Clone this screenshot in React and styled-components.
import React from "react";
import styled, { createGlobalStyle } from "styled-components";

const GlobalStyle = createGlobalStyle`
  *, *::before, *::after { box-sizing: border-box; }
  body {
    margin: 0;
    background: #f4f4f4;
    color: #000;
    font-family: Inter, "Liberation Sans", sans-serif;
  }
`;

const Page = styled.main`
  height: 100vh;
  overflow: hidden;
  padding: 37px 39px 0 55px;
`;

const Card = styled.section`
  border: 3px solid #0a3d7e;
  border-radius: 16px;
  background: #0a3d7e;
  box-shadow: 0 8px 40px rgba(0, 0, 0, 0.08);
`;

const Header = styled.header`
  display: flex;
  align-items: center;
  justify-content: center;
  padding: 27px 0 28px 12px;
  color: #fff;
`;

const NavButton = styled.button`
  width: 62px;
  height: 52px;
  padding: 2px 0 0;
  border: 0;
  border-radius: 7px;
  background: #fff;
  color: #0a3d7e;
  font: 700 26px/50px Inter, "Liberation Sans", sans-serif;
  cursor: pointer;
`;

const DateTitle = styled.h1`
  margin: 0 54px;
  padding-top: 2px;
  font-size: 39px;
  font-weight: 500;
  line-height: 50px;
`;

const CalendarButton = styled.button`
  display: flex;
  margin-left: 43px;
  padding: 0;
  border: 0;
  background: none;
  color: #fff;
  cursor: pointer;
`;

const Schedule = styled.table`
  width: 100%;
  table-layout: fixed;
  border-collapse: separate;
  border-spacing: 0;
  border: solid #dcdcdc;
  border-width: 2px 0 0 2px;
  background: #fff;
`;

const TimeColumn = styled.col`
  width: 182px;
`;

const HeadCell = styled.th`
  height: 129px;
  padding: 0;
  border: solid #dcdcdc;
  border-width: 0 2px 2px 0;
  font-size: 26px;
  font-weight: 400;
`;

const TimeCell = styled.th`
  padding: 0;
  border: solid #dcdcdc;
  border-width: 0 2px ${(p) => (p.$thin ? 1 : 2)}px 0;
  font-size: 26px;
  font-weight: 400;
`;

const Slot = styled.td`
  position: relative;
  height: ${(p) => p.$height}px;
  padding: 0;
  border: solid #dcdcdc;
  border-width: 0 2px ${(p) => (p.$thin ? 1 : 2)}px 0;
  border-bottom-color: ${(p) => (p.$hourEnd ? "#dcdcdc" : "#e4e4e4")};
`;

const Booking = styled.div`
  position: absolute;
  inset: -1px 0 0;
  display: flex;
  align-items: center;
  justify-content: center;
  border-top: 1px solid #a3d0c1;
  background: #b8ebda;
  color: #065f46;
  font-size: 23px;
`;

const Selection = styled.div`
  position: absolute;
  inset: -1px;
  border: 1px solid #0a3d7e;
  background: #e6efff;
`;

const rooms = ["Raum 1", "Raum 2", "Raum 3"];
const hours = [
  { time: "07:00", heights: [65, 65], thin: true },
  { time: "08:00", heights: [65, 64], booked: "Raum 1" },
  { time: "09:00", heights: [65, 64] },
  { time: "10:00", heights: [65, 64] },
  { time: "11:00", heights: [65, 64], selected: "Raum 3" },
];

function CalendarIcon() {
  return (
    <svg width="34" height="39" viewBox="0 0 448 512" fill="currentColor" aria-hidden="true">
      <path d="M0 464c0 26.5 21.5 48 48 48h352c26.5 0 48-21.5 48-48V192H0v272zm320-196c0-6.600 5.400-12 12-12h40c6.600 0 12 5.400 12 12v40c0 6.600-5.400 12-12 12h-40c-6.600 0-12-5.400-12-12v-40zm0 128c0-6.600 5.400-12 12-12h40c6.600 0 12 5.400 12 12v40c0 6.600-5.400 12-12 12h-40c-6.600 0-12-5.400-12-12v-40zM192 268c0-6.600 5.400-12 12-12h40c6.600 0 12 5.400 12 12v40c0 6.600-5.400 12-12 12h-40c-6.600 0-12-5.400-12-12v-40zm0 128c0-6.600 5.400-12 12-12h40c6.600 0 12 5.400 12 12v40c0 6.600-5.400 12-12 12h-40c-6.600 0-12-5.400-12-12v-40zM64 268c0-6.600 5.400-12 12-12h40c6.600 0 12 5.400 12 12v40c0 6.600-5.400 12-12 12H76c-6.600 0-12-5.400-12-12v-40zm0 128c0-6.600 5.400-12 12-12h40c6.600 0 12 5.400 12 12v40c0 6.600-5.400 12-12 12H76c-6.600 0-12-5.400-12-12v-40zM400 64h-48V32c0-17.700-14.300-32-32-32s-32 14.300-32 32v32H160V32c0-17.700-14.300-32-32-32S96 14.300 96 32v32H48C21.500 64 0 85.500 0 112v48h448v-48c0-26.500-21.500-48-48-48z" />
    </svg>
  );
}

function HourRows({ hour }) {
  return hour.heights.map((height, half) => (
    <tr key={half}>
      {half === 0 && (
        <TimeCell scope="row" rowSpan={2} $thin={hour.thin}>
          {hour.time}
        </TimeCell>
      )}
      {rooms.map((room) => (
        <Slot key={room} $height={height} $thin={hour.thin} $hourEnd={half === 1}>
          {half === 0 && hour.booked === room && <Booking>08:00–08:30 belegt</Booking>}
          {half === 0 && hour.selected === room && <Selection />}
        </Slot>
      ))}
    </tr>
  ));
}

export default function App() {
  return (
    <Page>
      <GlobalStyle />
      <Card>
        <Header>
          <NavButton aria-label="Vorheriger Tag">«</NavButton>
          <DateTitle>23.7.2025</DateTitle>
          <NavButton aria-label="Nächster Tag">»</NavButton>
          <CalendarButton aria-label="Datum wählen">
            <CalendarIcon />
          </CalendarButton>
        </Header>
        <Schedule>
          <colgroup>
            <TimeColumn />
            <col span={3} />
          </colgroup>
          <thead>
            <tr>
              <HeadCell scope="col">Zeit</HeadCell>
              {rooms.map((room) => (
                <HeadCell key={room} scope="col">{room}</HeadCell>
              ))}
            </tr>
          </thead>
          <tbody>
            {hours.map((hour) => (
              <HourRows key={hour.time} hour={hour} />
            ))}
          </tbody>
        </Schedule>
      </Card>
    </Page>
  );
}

────────

§ **Task instructions**
Retype the material in full, character for character.

§ **Problem solution**
Clone this screenshot in React and styled-components.
import React from "react";
import styled, { createGlobalStyle } from "styled-components";

const GlobalStyle = createGlobalStyle`
  *, *::before, *::after { box-sizing: border-box; }
  body {
    margin: 0;
    background: #f4f4f4;
    color: #000;
    font-family: Inter, "Liberation Sans", sans-serif;
  }
`;

const Page = styled.main`
  height: 100vh;
  overflow: hidden;
  padding: 37px 39px 0 55px;
`;

const Card = styled.section`
  border: 3px solid #0a3d7e;
  border-radius: 16px;
  background: #0a3d7e;
  box-shadow: 0 8px 40px rgba(0, 0, 0, 0.08);
`;

const Header = styled.header`
  display: flex;
  align-items: center;
  justify-content: center;
  padding: 27px 0 28px 12px;
  color: #fff;
`;

const NavButton = styled.button`
  width: 62px;
  height: 52px;
  padding: 2px 0 0;
  border: 0;
  border-radius: 7px;
  background: #fff;
  color: #0a3d7e;
  font: 700 26px/50px Inter, "Liberation Sans", sans-serif;
  cursor: pointer;
`;

const DateTitle = styled.h1`
  margin: 0 54px;
  padding-top: 2px;
  font-size: 39px;
  font-weight: 500;
  line-height: 50px;
`;

const CalendarButton = styled.button`
  display: flex;
  margin-left: 43px;
  padding: 0;
  border: 0;
  background: none;
  color: #fff;
  cursor: pointer;
`;

const Schedule = styled.table`
  width: 100%;
  table-layout: fixed;
  border-collapse: separate;
  border-spacing: 0;
  border: solid #dcdcdc;
  border-width: 2px 0 0 2px;
  background: #fff;
`;

const TimeColumn = styled.col`
  width: 182px;
`;

const HeadCell = styled.th`
  height: 129px;
  padding: 0;
  border: solid #dcdcdc;
  border-width: 0 2px 2px 0;
  font-size: 26px;
  font-weight: 400;
`;

const TimeCell = styled.th`
  padding: 0;
  border: solid #dcdcdc;
  border-width: 0 2px ${(p) => (p.$thin ? 1 : 2)}px 0;
  font-size: 26px;
  font-weight: 400;
`;

const Slot = styled.td`
  position: relative;
  height: ${(p) => p.$height}px;
  padding: 0;
  border: solid #dcdcdc;
  border-width: 0 2px ${(p) => (p.$thin ? 1 : 2)}px 0;
  border-bottom-color: ${(p) => (p.$hourEnd ? "#dcdcdc" : "#e4e4e4")};
`;

const Booking = styled.div`
  position: absolute;
  inset: -1px 0 0;
  display: flex;
  align-items: center;
  justify-content: center;
  border-top: 1px solid #a3d0c1;
  background: #b8ebda;
  color: #065f46;
  font-size: 23px;
`;

const Selection = styled.div`
  position: absolute;
  inset: -1px;
  border: 1px solid #0a3d7e;
  background: #e6efff;
`;

const rooms = ["Raum 1", "Raum 2", "Raum 3"];
const hours = [
  { time: "07:00", heights: [65, 65], thin: true },
  { time: "08:00", heights: [65, 64], booked: "Raum 1" },
  { time: "09:00", heights: [65, 64] },
  { time: "10:00", heights: [65, 64] },
  { time: "11:00", heights: [65, 64], selected: "Raum 3" },
];

function CalendarIcon() {
  return (
    <svg width="34" height="39" viewBox="0 0 448 512" fill="currentColor" aria-hidden="true">
      <path d="M0 464c0 26.5 21.5 48 48 48h352c26.5 0 48-21.5 48-48V192H0v272zm320-196c0-6.600 5.400-12 12-12h40c6.600 0 12 5.400 12 12v40c0 6.600-5.400 12-12 12h-40c-6.600 0-12-5.400-12-12v-40zm0 128c0-6.600 5.400-12 12-12h40c6.600 0 12 5.400 12 12v40c0 6.600-5.400 12-12 12h-40c-6.600 0-12-5.400-12-12v-40zM192 268c0-6.600 5.400-12 12-12h40c6.600 0 12 5.400 12 12v40c0 6.600-5.400 12-12 12h-40c-6.600 0-12-5.400-12-12v-40zm0 128c0-6.600 5.400-12 12-12h40c6.600 0 12 5.400 12 12v40c0 6.600-5.400 12-12 12h-40c-6.600 0-12-5.400-12-12v-40zM64 268c0-6.600 5.400-12 12-12h40c6.600 0 12 5.400 12 12v40c0 6.600-5.400 12-12 12H76c-6.600 0-12-5.400-12-12v-40zm0 128c0-6.600 5.400-12 12-12h40c6.600 0 12 5.400 12 12v40c0 6.600-5.400 12-12 12H76c-6.600 0-12-5.400-12-12v-40zM400 64h-48V32c0-17.700-14.300-32-32-32s-32 14.300-32 32v32H160V32c0-17.700-14.300-32-32-32S96 14.300 96 32v32H48C21.500 64 0 85.500 0 112v48h448v-48c0-26.500-21.500-48-48-48z" />
    </svg>
  );
}

function HourRows({ hour }) {
  return hour.heights.map((height, half) => (
    <tr key={half}>
      {half === 0 && (
        <TimeCell scope="row" rowSpan={2} $thin={hour.thin}>
          {hour.time}
        </TimeCell>
      )}
      {rooms.map((room) => (
        <Slot key={room} $height={height} $thin={hour.thin} $hourEnd={half === 1}>
          {half === 0 && hour.booked === room && <Booking>08:00–08:30 belegt</Booking>}
          {half === 0 && hour.selected === room && <Selection />}
        </Slot>
      ))}
    </tr>
  ));
}

export default function App() {
  return (
    <Page>
      <GlobalStyle />
      <Card>
        <Header>
          <NavButton aria-label="Vorheriger Tag">«</NavButton>
          <DateTitle>23.7.2025</DateTitle>
          <NavButton aria-label="Nächster Tag">»</NavButton>
          <CalendarButton aria-label="Datum wählen">
            <CalendarIcon />
          </CalendarButton>
        </Header>
        <Schedule>
          <colgroup>
            <TimeColumn />
            <col span={3} />
          </colgroup>
          <thead>
            <tr>
              <HeadCell scope="col">Zeit</HeadCell>
              {rooms.map((room) => (
                <HeadCell key={room} scope="col">{room}</HeadCell>
              ))}
            </tr>
          </thead>
          <tbody>
            {hours.map((hour) => (
              <HourRows key={hour.time} hour={hour} />
            ))}
          </tbody>
        </Schedule>
      </Card>
    </Page>
  );
}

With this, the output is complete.